Before applying the model, it is essential to understand its two components.

Open Interest (OI)

  • OI represents the number of outstanding option contracts at a specific strike.
  • High OI shows where market participants are clustered, large accumulations of positioning that often lead to hedging dynamics.
  • For traders, high OI is a map of where the market is most “committed.”

Implied Volatility (IV)

  • IV measures the market’s forecast of future movement for an option.
  • Strikes with higher IV are seen as more uncertain or more in demand.
  • For traders, elevated IV signals that the market is attaching higher value to owning optionality at that level.

    The product (IV * OI) merges these concepts. A strike with both high positioning and high uncertainty represents a zone where the market is not only active but potentially fragile.

    The Purpose of Implied Vol * Open Interest

    The reason for building IV * OI is straightforward: raw open interest can be misleading. A strike may have thousands of contracts outstanding, but if its IV is low, those contracts may not carry significant weight in volatility terms. Conversely, a strike with high IV but very little open interest might not exert much gravitational pull on the market.

    By combining the two, IV * OI isolates the strikes where positioning and risk sensitivity overlap. These are the places where traders should expect heightened activity, stronger hedging flows, and greater probability of reactions in spot price.

    How to Use the Model in Practice

    MenthorQ makes IV * OI data accessible via the /ivoi query. The output is a profile of strikes with their IV * OI values plotted across the option chain. Traders should treat this profile as a heatmap of sticky points.

    Steps to Interpret IV * OI:

    1. Identify Spikes
      • Look for sharp peaks in the IV * OI profile. These are strikes where the combination of volatility and positioning is unusually high.
      • Peaks usually correspond to sticky zones, levels that act as either support, resistance, or magnets for expiry pinning.
    2. Overlay With Q-Levels
      • MenthorQ’s Q-Levels provide systematic support and resistance markers.
      • If a high IV * OI strike aligns with a Q-Level, the probability of market reaction rises.
      • Example: A spike at 5,100 aligns with a Q-Level, expect dealers to defend or respond aggressively around that strike.
    3. Check Against Blind Spots
      • Blind Spots are areas where market makers have limited hedging cushion.
      • A strike with a high IV * OI that coincides with a Blind Spot suggests amplified movement if price touches it.
      • Example: Spot trades toward 5,050, which is both a Blind Spot and an IV * OI spike—this is a zone to watch for fast acceleration.
    4. Build Trade Scenarios
      • Use the overlap of IV * OI, Q-Levels, and Blind Spots to create trade scenarios.
      • Example: If spot is drifting toward a major IV * OI spike that is also a Blind Spot below current levels, consider put spreads targeting that strike. If the same occurs above spot, call spreads or upside hedges may be warranted.
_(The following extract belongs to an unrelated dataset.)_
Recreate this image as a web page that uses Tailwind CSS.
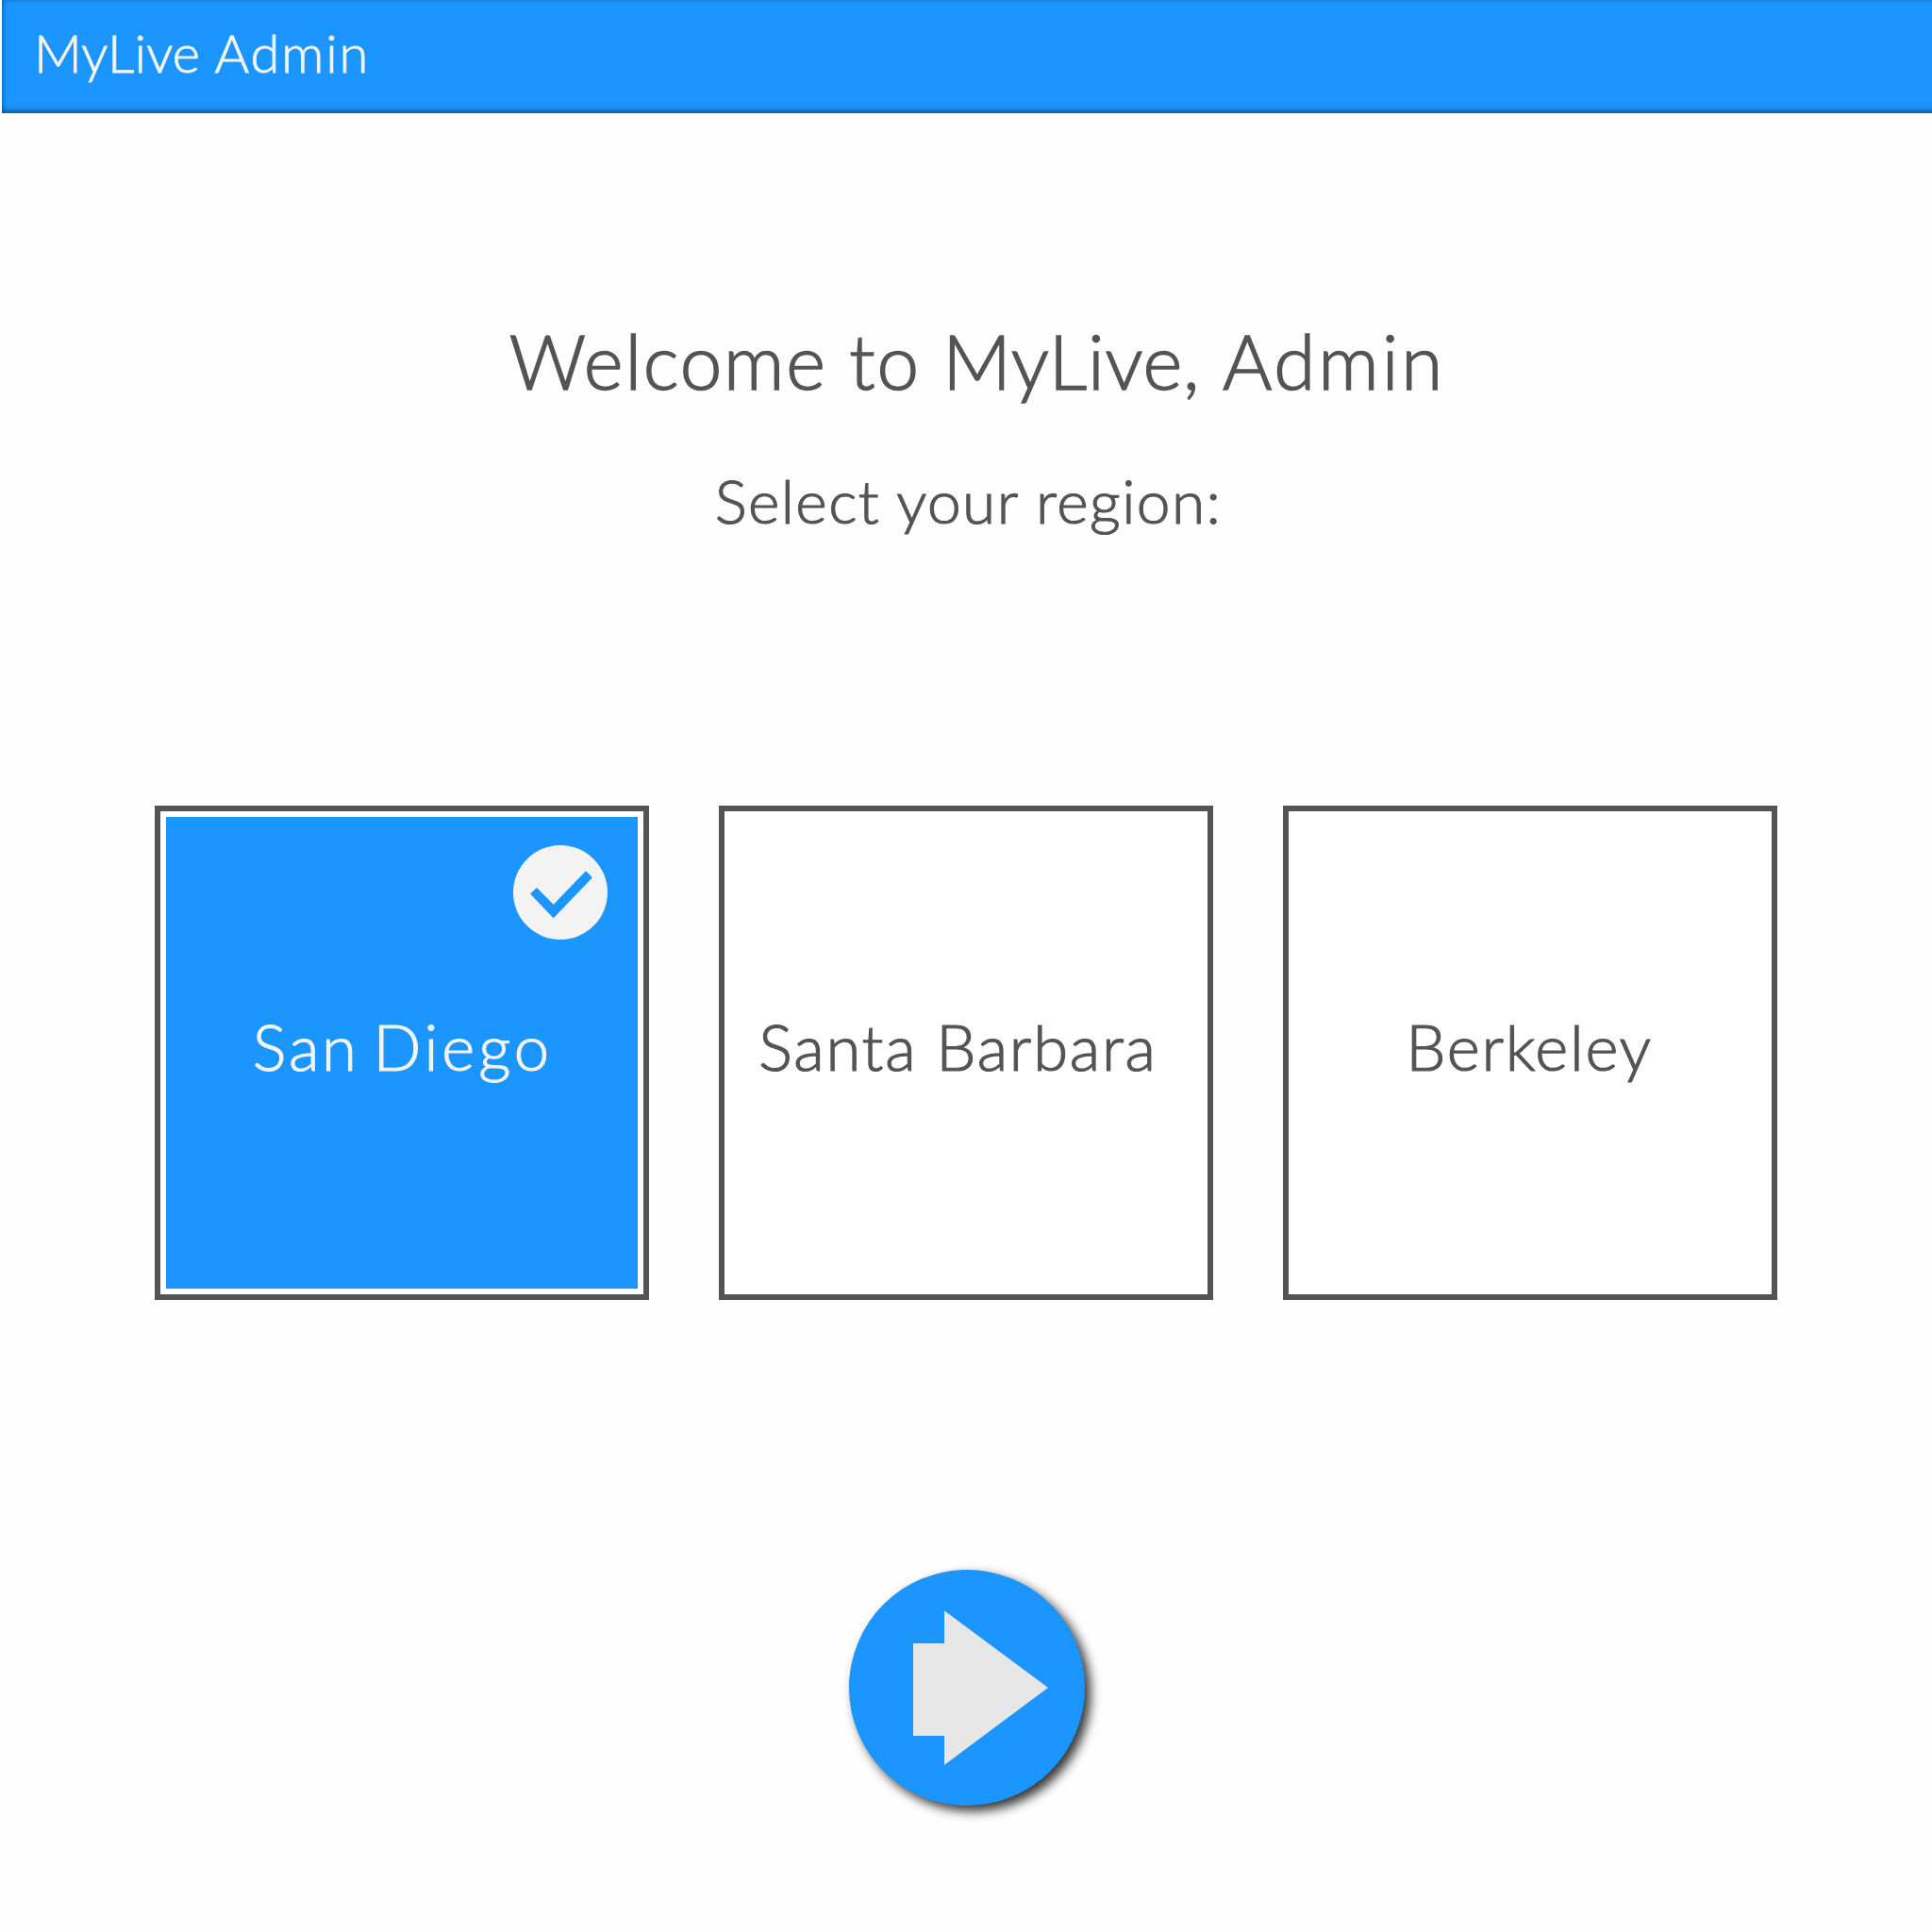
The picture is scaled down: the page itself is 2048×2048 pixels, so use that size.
<!DOCTYPE html>
<html lang="en">
<head>
<meta charset="utf-8">
<title>MyLive Admin</title>
<script src="https://cdn.jsdelivr.net/npm/@tailwindcss/browser@4"></script>
</head>
<body class="w-[2048px] h-[2048px] overflow-hidden bg-[#fefefe] font-['Avenir','Lato',sans-serif] font-light text-[#545454] flex flex-col">
  <header class="ml-[2px] -mr-[12px] h-[120px] shrink-0 bg-[#1b95ff] shadow-[inset_0_-2px_6px_rgba(0,0,0,0.5)] flex items-center pl-[34px] pb-[8px]">
    <h1 class="text-[56px] leading-[64px] font-light tracking-[0.2px] [-webkit-text-stroke:0.9px_#f3f3f3] text-[#f3f3f3] whitespace-nowrap">MyLive <span class="tracking-[1.9px]">Admin</span></h1>
  </header>
  <main class="flex flex-col items-center">
    <h2 class="mt-[214px] pl-[24px] text-[80px] leading-[96px] font-light tracking-[1.8px] [-webkit-text-stroke:1.5px_#545454] whitespace-nowrap">Welcome to <span class="tracking-[0.8px]">MyLive,</span> <span class="tracking-[2.9px]">Admin</span></h2>
    <p class="mt-[63px] pl-[5px] text-[64px] leading-[76px] tracking-[1.4px] [-webkit-text-stroke:1.2px_#545454] whitespace-nowrap">Select your region:</p>
    <div class="mt-[285px] flex gap-[74px]">
      <button class="relative w-[524px] h-[524px] border-[6px] border-[#545454] bg-white p-[6px]">
        <span class="block w-full h-full bg-[#1b95ff] pt-[203px] pl-[2px] text-center text-[67px] leading-[80px] font-light tracking-[2.7px] [-webkit-text-stroke:1.1px_#f3f3f3] [word-spacing:-6px] text-[#f3f3f3] whitespace-nowrap">San <span class="tracking-[3.9px]">Diego</span></span>
        <svg class="absolute left-[374px] top-[36px] w-[100px] h-[100px]" viewBox="0 0 100 100">
          <circle cx="50" cy="50" r="50" fill="#f3f3f3"/>
          <path d="M18 51.500L25 45L42.700 62.700L77 27.200L84 34.200L42.700 77.200Z" fill="#1b95ff"/>
        </svg>
      </button>
      <button class="w-[524px] h-[524px] border-[6px] border-[#545454] bg-white flex items-center justify-center pb-[14px] pr-[17px] text-[67px] leading-[80px] font-light tracking-[1.7px] [-webkit-text-stroke:1.2px_#545454] whitespace-nowrap">Santa Barbara</button>
      <button class="w-[524px] h-[524px] border-[6px] border-[#545454] bg-white flex items-center justify-center pb-[14px] pr-[2px] text-[67px] leading-[80px] font-light tracking-[1.7px] [-webkit-text-stroke:1.2px_#545454] whitespace-nowrap">Berkeley</button>
    </div>
    <button class="mt-[286px] ml-[2px] w-[250px] h-[250px] rounded-full bg-[#1b95ff] shadow-[6px_6px_12px_rgba(0,0,0,0.8)]" aria-label="Next">
      <svg class="w-[250px] h-[250px]" viewBox="0 0 250 250"><path d="M68 78H101V43.300L211 125L101 207V176H68Z" fill="#e7e7e7"/></svg>
    </button>
  </main>
</body>
</html>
    Operational Insights for Traders

    Beyond identifying sticky strikes, the IV * OI model provides several actionable insights for day-to-day trading.
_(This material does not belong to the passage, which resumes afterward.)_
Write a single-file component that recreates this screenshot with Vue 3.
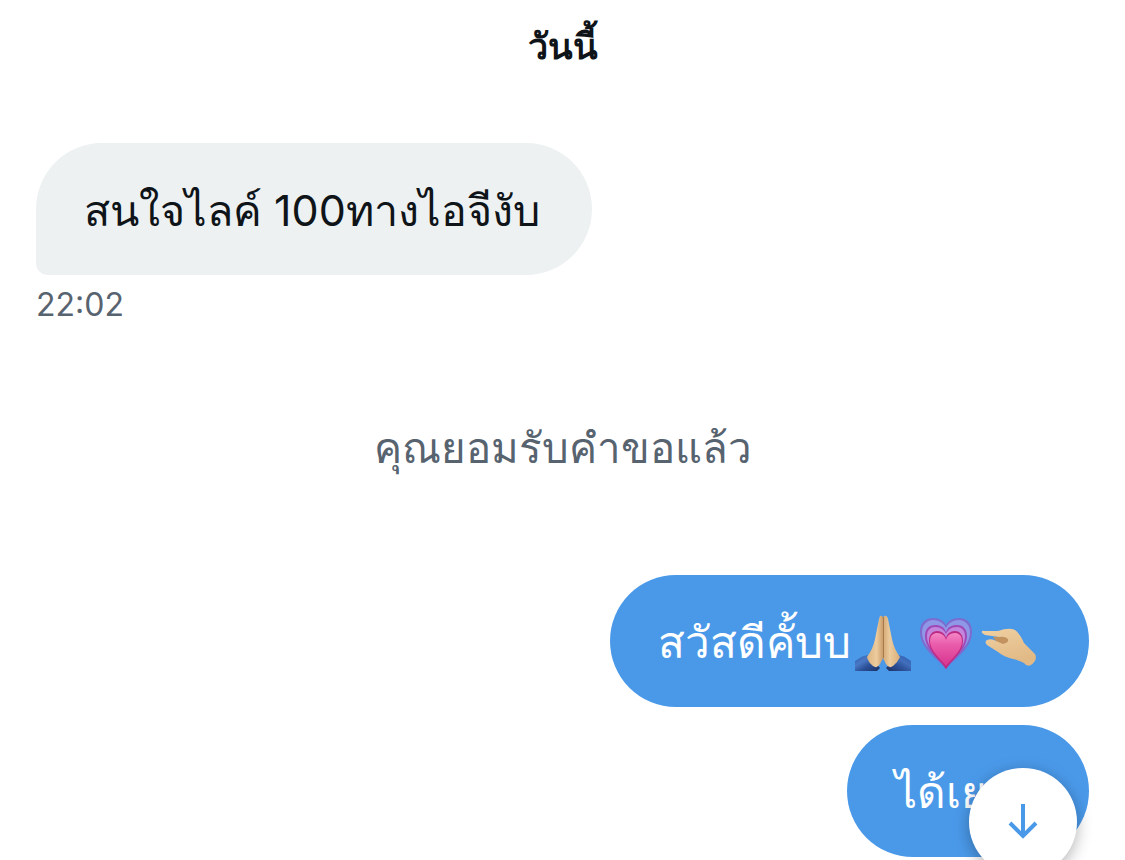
<script setup>
const dayLabel = 'วันนี้'
const incoming = { text: 'สนใจไลค์ 100ทางไอจีงับ', time: '22:02' }
const notice = 'คุณยอมรับคำขอแล้ว'
const greeting = 'สวัสดีคั้บบ'
const reply = 'ได้เยอะ'
</script>

<template>
  <main class="chat">
    <h2 class="day">{{ dayLabel }}</h2>

    <article class="message received">
      <p class="bubble bubble-in">{{ incoming.text }}</p>
      <time class="time">{{ incoming.time }}</time>
    </article>

    <p class="notice">{{ notice }}</p>

    <section class="sent-group">
      <p class="bubble bubble-out">
        <span>{{ greeting }}</span>
        <svg class="emoji" viewBox="0 0 56 60" role="img" aria-label="🙏🏼">
          <defs>
            <linearGradient id="skinL" x1="0" x2="1">
              <stop offset="0" stop-color="#dcb581" /><stop offset=".6" stop-color="#eccb9d" /><stop offset="1" stop-color="#cb9d6a" />
            </linearGradient>
            <linearGradient id="skinR" x1="0" x2="1">
              <stop offset="0" stop-color="#d3a875" /><stop offset=".4" stop-color="#eccb9d" /><stop offset="1" stop-color="#d8ae78" />
            </linearGradient>
            <linearGradient id="sleeveL" x1="0" y1="0" x2="1" y2="1">
              <stop offset="0" stop-color="#2a5cb0" /><stop offset=".35" stop-color="#4a78c4" /><stop offset=".6" stop-color="#2c5199" /><stop offset="1" stop-color="#1c2f62" />
            </linearGradient>
            <linearGradient id="sleeveR" x1="1" y1="0" x2="0" y2="1">
              <stop offset="0" stop-color="#2a5cb0" /><stop offset=".35" stop-color="#426fbc" /><stop offset=".6" stop-color="#2c5199" /><stop offset="1" stop-color="#1c2f62" />
            </linearGradient>
          </defs>
          <path fill="url(#sleeveL)" d="M0 49 Q8 43 14 43 L25 56 L22 59 H0Z" />
          <path fill="url(#sleeveR)" d="M56 49 Q48 43 43 43 L31 56 L34 59 H56Z" />
          <path fill="url(#skinL)" d="M25 4 Q28 3 28 7 V46 L25 52 Q22 57 18 54 Q13 50 12 45 Q18 37 20 27 L24 7Z" />
          <path fill="url(#skinR)" d="M29 4 Q32 3 33 7 L37 27 Q39 37 45 45 Q43 50 38 54 Q34 57 31 52 L28 46 V7Z" />
          <path fill="none" stroke="#a87b4c" stroke-width="1" d="M28.5 5 V46" />
        </svg>
        <svg class="emoji" viewBox="0 0 56 60" role="img" aria-label="💗">
          <defs>
            <linearGradient id="heartCore" x2="0" y2="1">
              <stop offset="0" stop-color="#f487c6" /><stop offset=".35" stop-color="#ea5cab" /><stop offset="1" stop-color="#d8358f" />
            </linearGradient>
          </defs>
          <path fill="#7c6cd0" d="M28 57 C20 47 2 37 2 20 C2 10 8 6 15 6 C22 6 26 9 28 13 C30 9 34 6 41 6 C48 6 54 10 54 20 C54 37 36 47 28 57Z" />
          <path fill="#8e98e6" d="M28 53 C21 44 4 36 4 20 C4 12 10 8 15 8 C22 8 26 12 28 16 C30 12 34 8 41 8 C46 8 52 12 52 20 C52 36 35 44 28 53Z" />
          <path fill="#a04ab8" d="M28 57 C21 46 7 38 7 24 C7 16 12 13 17 13 C23 13 26 15 28 20 C30 15 33 13 39 13 C44 13 49 16 49 24 C49 38 35 46 28 57Z" />
          <path fill="#c286dc" d="M28 54 C21 44 9 37 9 24 C9 18 13 15 17 15 C23 15 26 18 28 22 C30 18 33 15 39 15 C43 15 47 18 47 24 C47 37 35 44 28 54Z" />
          <path fill="#bd2a82" d="M28 57 C22 47 11 41 11 29 C11 22 15 19 19 19 C24 19 27 22 28 26 C29 22 32 19 37 19 C41 19 45 22 45 29 C45 41 34 47 28 57Z" />
          <path fill="url(#heartCore)" d="M28 54 C22 46 12 39 12 29 C12 23 16 21 19 21 C24 21 27 24 28 28 C29 24 32 21 37 21 C40 21 44 23 44 29 C44 39 34 46 28 54Z" />
        </svg>
        <svg class="emoji" viewBox="0 0 56 60" role="img" aria-label="🤏🏼">
          <defs>
            <linearGradient id="pinch" x2=".4" y2="1">
              <stop offset="0" stop-color="#f0d0a2" /><stop offset="1" stop-color="#e0b985" />
            </linearGradient>
          </defs>
          <path fill="#c2935e" d="M12 25 L28 24 L30 33 L17 32Z" />
          <path fill="url(#pinch)" d="M1 21 Q0 18 4 19 L17 19 Q28 15 34 18 Q39 22 43 31 L54 42 Q57 48 50 53 Q46 55 43 51 Q38 48 32 47 Q23 45 17 40 L6 33 Q3 30 6 28 Q11 26 15 29 L22 32 Q28 31 27 27 Q24 24 18 25 L4 23Z" />
        </svg>
      </p>
      <p class="bubble bubble-out">{{ reply }}</p>
    </section>

    <button class="scroll-down" type="button" aria-label="เลื่อนลง">
      <svg viewBox="0 0 32 36" aria-hidden="true">
        <path d="M16 0 V32 M3 19 L16 32 L29 19" />
      </svg>
    </button>
  </main>
</template>

<style>
body {
  margin: 0;
  background: #fff;
}
</style>

<style scoped>
.chat {
  box-sizing: border-box;
  min-height: 100vh;
  padding: 16px 36px 0;
  overflow: hidden;
  color: #0f1419;
  font-family: Inter, "Liberation Sans", sans-serif;
}
.day {
  margin: 0;
  font-size: 36px;
  line-height: 60px;
  font-weight: 700;
  text-align: center;
}
.received {
  display: flex;
  flex-direction: column;
  align-items: flex-start;
  margin-top: 67px;
}
.bubble {
  display: flex;
  align-items: center;
  box-sizing: border-box;
  margin: 0;
  padding: 37px 52px 35px 48px;
  border-radius: 66px;
  font-size: 43px;
  line-height: 60px;
  white-space: nowrap;
}
.bubble-in {
  background: #edf1f2;
  border-bottom-left-radius: 12px;
}
.bubble-out {
  background: #4a99e9;
  color: #fff;
  font-size: 44px;
}
.time {
  margin-top: 8px;
  color: #57636f;
  font-size: 32px;
  line-height: 44px;
}
.notice {
  margin: 91px 0 0;
  color: #57636f;
  font-size: 42px;
  line-height: 60px;
  text-align: center;
}
.sent-group {
  display: flex;
  flex-direction: column;
  align-items: flex-end;
  gap: 18px;
  margin-top: 97px;
}
.emoji {
  width: 56px;
  height: 60px;
  margin-left: 4px;
}
.emoji + .emoji {
  margin-left: 7px;
}
.scroll-down {
  position: fixed;
  right: 48px;
  bottom: -16px;
  display: flex;
  align-items: center;
  justify-content: center;
  width: 108px;
  height: 108px;
  padding: 0;
  border: 0;
  border-radius: 50%;
  background: #fff;
  box-shadow: 0 4px 16px rgba(0, 0, 0, 0.3);
}
.scroll-down svg {
  width: 32px;
  height: 36px;
  fill: none;
  stroke: #4a99e9;
  stroke-width: 4;
}
</style>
    1. Anticipating Pinning on Expiration Days

    • High IV * OI strikes often act as pin zones into option expiry.
    • Dealers tend to hedge aggressively around these levels, stabilizing spot near the strike.
    • A trader aware of these magnets can anticipate slower moves into expiration and fade intraday ranges accordingly.

    2. Identifying Breakout Triggers

    • When spot price moves through a high IV * OI strike, hedging flows can flip.
    • This often leads to accelerated price action as dealers rebalance.
    • Traders can use this as a trigger for breakout entries—long if the strike is breached upward, short if breached downward.

    3. Prioritizing Hedge Placement

    • Rather than buying protection arbitrarily, traders can concentrate hedges around high IV * OI strikes.
    • This ensures protection is aligned with where the market itself is most fragile.
    • Example: Instead of buying generic puts, target spreads around the strikes with the largest IV * OI spikes.

    4. Filtering Noise From Signal

    • Many strikes show high OI but little sensitivity. Others show high IV but negligible positioning.
    • IV * OI filters out these distractions, letting traders focus on the truly consequential levels.

    5. Combining With Flow Context

    • If unusual option flow appears at a strike already highlighted by IV * OI, confidence in its importance grows.
    • This alignment can be a catalyst for positioning trades ahead of broader recognition.

    Example Scenario

    Suppose SPX is trading at 5,080. MenthorQ’s IV * OI profile shows:

    • A large spike at 5,100.
    • A secondary spike at 5,050.
    • No major features elsewhere.

    If Q-Levels confirm 5,100 as resistance and Blind Spots highlight 5,050 as fragile, the trader now has a clear operational map:

    • Expect resistance around 5,100 with potential pinning into expiry.
    • If 5,050 breaks, downside could accelerate rapidly, making it an attractive hedge strike.

    With this insight, the trader can plan spreads around 5,100 to fade rallies and put hedges around 5,050 to capture potential downside acceleration.

    Broader Strategic Value

    The IV * OI model also has longer-term applications. It can reveal where institutional positioning is concentrated over weeks or months. A strike that consistently carries high IV * OI becomes a structural anchor for price action. Recognizing these anchors helps traders filter false breakouts and understand why certain levels repeatedly act as pivots.

    For volatility traders, the model also helps in choosing which strikes to sell or avoid. Selling options at high IV * OI strikes exposes one to both large positioning and heightened sensitivity, a dangerous combination. Instead, focus on areas where IV * OI is muted.

    Conclusion

    The IV * OI model distills the complexity of the option chain into a practical tool. By combining implied volatility and open interest, it highlights the strikes where positioning and uncertainty overlap—the true battlegrounds of market action.

    For traders, these spikes are not just academic curiosities. They are operational signals that can guide hedging, identify pinning zones, and flag potential breakouts. By overlaying IV * OI data with MenthorQ’s Q-Levels and Blind Spots, traders gain a multi-layered map of where the market is most likely to react.

    Ultimately, the IV * OI framework turns raw options data into an actionable trading edge. Instead of chasing every tick in VIX or SPX, traders can focus on the strikes that matter most—the sticky points where volatility and positioning converge.